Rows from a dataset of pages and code
━━━━━━

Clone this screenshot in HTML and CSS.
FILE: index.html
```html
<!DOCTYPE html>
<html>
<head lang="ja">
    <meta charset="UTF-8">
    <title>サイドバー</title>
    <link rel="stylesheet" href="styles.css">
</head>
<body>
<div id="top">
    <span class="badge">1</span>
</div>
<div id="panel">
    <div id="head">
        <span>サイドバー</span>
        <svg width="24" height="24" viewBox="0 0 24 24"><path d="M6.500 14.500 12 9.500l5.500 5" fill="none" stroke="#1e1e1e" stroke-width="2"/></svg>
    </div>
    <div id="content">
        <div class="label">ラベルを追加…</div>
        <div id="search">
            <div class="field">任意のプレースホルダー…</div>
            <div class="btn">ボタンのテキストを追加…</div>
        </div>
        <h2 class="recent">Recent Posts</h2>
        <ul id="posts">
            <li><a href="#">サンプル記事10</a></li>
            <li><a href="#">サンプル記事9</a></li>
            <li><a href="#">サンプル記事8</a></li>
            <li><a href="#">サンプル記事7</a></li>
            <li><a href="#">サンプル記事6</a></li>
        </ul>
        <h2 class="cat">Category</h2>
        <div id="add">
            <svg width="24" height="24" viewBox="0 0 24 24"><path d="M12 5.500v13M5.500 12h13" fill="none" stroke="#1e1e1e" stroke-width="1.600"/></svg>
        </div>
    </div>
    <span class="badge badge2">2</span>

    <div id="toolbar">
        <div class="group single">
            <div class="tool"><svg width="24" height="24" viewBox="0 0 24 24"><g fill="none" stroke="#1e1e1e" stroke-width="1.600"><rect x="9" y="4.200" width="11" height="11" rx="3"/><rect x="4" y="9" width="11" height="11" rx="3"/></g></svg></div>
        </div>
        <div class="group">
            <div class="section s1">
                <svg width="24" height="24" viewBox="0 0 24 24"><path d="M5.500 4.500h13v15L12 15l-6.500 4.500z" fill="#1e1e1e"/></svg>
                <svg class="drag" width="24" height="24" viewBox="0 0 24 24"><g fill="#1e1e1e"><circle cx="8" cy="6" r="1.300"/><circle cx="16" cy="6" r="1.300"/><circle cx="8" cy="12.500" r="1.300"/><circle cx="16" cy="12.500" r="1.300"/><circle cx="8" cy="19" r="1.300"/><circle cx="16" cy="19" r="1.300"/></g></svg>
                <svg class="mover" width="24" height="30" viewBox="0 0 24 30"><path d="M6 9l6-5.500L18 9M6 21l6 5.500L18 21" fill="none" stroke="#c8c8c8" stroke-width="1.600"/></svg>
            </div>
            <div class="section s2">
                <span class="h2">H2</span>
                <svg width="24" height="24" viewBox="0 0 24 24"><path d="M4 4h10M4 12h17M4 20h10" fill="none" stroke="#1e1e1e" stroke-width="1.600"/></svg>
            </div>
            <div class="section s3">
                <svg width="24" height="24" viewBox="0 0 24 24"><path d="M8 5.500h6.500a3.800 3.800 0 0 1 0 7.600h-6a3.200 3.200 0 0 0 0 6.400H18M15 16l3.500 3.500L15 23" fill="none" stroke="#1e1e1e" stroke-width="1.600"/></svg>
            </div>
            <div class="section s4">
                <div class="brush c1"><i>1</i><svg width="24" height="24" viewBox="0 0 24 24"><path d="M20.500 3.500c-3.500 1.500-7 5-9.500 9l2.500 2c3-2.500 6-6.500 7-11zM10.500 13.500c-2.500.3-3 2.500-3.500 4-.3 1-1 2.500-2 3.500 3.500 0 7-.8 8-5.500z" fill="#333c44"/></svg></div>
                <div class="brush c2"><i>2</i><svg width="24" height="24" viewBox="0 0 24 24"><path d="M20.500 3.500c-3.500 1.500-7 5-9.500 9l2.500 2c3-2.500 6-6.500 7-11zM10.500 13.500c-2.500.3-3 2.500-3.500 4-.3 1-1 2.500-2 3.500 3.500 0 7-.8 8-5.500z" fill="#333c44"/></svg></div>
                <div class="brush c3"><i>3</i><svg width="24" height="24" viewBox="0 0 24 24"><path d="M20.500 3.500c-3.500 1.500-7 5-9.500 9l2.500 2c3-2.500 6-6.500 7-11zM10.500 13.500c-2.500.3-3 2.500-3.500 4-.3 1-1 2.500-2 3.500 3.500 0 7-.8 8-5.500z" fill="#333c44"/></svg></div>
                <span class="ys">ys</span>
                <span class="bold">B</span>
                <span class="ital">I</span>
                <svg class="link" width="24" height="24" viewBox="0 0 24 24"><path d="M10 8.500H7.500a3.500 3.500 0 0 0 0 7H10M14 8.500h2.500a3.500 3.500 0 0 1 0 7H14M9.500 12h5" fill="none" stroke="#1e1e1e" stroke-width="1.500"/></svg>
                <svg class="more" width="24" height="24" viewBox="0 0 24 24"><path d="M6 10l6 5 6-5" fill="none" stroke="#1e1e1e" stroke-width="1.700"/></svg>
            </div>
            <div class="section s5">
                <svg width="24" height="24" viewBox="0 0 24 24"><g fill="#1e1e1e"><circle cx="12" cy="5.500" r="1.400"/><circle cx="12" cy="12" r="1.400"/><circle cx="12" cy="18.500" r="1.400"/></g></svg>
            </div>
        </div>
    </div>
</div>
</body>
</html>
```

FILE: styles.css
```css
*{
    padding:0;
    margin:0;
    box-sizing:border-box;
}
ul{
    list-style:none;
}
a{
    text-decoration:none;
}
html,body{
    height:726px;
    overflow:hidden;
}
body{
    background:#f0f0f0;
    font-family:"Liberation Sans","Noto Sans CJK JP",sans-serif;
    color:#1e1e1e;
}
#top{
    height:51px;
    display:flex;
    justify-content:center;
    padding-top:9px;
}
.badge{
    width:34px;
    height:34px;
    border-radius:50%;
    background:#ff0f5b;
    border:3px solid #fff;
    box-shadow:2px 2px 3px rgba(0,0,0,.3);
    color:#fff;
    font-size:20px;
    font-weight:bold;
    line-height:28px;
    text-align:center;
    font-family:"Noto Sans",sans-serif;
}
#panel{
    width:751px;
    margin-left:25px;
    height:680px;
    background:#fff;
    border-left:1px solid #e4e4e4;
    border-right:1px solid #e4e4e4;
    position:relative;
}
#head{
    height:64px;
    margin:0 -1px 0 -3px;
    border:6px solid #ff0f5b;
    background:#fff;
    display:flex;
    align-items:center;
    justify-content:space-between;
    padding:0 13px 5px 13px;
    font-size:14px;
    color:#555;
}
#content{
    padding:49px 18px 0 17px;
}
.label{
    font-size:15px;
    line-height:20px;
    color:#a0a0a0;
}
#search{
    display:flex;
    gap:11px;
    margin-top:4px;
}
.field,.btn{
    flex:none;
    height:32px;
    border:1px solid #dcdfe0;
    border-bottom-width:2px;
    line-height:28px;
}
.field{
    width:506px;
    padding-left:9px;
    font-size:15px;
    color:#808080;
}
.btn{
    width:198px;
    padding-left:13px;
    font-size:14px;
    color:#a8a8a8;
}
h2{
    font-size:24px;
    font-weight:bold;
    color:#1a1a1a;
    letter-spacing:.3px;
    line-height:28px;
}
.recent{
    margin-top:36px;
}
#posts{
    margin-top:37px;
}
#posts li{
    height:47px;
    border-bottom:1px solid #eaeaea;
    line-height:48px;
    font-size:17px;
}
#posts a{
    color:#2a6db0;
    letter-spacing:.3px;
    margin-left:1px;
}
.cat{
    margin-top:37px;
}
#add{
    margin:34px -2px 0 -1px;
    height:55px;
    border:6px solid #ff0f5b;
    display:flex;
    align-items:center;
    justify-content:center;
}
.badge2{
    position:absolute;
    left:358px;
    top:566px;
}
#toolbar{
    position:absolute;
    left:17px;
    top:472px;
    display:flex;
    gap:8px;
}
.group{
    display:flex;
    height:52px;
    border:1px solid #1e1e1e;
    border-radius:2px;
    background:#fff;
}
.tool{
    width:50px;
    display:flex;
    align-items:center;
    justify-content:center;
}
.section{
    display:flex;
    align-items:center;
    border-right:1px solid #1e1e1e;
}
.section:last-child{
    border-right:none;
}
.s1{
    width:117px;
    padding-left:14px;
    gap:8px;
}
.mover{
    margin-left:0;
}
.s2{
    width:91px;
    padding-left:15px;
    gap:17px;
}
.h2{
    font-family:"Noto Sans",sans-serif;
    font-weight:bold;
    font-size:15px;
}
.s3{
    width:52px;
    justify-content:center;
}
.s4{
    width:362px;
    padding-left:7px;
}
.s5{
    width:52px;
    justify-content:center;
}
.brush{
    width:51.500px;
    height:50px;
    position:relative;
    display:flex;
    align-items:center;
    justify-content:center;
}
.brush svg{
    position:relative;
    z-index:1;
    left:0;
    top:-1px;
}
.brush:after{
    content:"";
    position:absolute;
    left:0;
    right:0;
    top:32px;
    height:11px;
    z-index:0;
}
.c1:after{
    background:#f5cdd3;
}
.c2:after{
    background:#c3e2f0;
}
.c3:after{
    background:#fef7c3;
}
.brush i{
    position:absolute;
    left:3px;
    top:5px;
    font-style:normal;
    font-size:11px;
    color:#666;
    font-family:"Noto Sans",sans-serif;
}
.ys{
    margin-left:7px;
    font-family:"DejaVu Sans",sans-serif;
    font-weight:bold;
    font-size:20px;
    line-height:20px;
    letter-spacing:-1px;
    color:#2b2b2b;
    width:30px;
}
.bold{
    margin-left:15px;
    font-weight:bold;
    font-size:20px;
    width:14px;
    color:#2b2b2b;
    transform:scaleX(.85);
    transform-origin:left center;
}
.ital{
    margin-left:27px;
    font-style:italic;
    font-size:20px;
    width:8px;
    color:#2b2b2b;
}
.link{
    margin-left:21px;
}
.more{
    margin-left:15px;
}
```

━━━━━━

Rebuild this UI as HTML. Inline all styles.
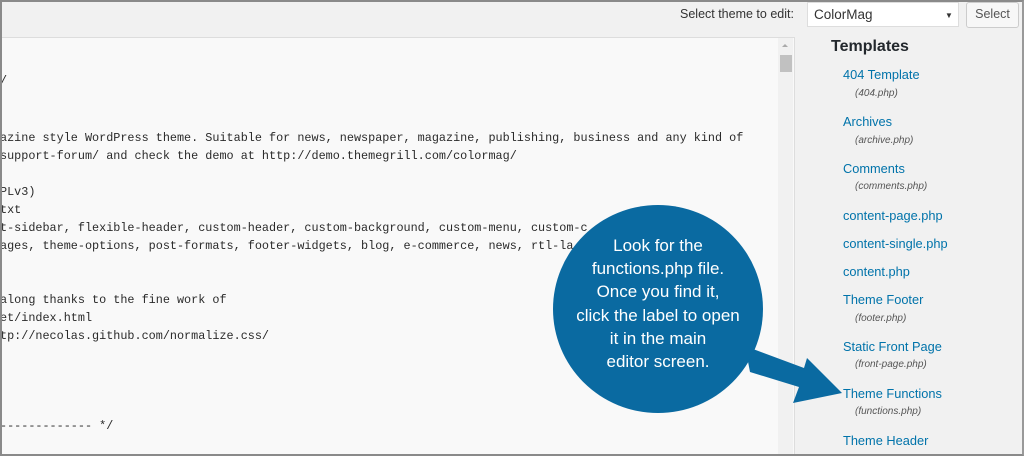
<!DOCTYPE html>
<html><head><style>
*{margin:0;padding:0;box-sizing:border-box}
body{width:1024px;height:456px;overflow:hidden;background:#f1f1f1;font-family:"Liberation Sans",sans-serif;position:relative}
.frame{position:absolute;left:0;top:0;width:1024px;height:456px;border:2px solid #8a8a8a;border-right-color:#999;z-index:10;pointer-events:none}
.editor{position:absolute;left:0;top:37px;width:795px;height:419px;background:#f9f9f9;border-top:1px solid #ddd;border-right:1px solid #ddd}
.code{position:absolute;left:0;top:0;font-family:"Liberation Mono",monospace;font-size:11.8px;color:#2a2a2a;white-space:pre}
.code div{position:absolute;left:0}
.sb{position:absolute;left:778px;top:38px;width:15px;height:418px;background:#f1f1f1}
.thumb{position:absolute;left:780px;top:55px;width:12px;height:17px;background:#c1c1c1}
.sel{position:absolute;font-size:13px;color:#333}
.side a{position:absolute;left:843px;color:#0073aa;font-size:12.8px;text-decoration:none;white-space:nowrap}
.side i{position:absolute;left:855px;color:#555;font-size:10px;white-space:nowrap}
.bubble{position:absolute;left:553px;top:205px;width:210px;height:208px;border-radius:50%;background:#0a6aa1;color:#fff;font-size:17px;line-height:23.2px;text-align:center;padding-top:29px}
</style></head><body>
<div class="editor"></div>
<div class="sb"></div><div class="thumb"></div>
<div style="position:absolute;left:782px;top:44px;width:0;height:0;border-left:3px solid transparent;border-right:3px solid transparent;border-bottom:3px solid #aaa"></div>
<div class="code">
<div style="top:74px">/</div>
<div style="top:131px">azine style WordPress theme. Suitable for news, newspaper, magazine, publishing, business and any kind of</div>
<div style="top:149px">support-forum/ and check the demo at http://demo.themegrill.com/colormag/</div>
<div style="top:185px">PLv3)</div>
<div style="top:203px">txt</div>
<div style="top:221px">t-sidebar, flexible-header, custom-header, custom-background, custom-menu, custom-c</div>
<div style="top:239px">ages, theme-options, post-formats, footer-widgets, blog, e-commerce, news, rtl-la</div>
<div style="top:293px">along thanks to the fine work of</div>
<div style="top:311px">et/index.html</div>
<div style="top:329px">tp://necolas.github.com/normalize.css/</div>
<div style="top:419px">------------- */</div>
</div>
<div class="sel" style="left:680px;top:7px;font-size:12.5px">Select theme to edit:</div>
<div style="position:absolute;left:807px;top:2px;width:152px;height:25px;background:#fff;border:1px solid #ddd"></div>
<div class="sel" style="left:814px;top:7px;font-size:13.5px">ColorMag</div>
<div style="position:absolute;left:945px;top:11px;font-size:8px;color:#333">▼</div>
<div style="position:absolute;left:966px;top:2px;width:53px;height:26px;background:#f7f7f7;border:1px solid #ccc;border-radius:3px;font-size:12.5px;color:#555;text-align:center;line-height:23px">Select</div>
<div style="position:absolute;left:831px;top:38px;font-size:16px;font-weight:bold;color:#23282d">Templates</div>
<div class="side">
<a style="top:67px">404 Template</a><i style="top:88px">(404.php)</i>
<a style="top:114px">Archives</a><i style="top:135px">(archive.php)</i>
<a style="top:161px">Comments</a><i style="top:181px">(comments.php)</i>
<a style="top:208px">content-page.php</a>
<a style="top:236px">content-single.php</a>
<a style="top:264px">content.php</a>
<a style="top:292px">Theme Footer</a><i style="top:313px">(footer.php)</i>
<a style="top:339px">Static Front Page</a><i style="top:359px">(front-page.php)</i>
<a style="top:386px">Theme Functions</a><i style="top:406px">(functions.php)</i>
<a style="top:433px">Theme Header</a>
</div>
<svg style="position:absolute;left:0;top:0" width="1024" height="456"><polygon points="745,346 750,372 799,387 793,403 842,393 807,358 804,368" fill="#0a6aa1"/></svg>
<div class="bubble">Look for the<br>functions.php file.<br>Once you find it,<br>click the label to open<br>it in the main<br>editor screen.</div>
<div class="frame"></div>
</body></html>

━━━━━━

*PROBLEM DESCRIPTION*
Copy every line of the records above that holds the word "this".

*FINISHED TASK*
Clone this screenshot in HTML and CSS.
Rebuild this UI as HTML. Inline all styles.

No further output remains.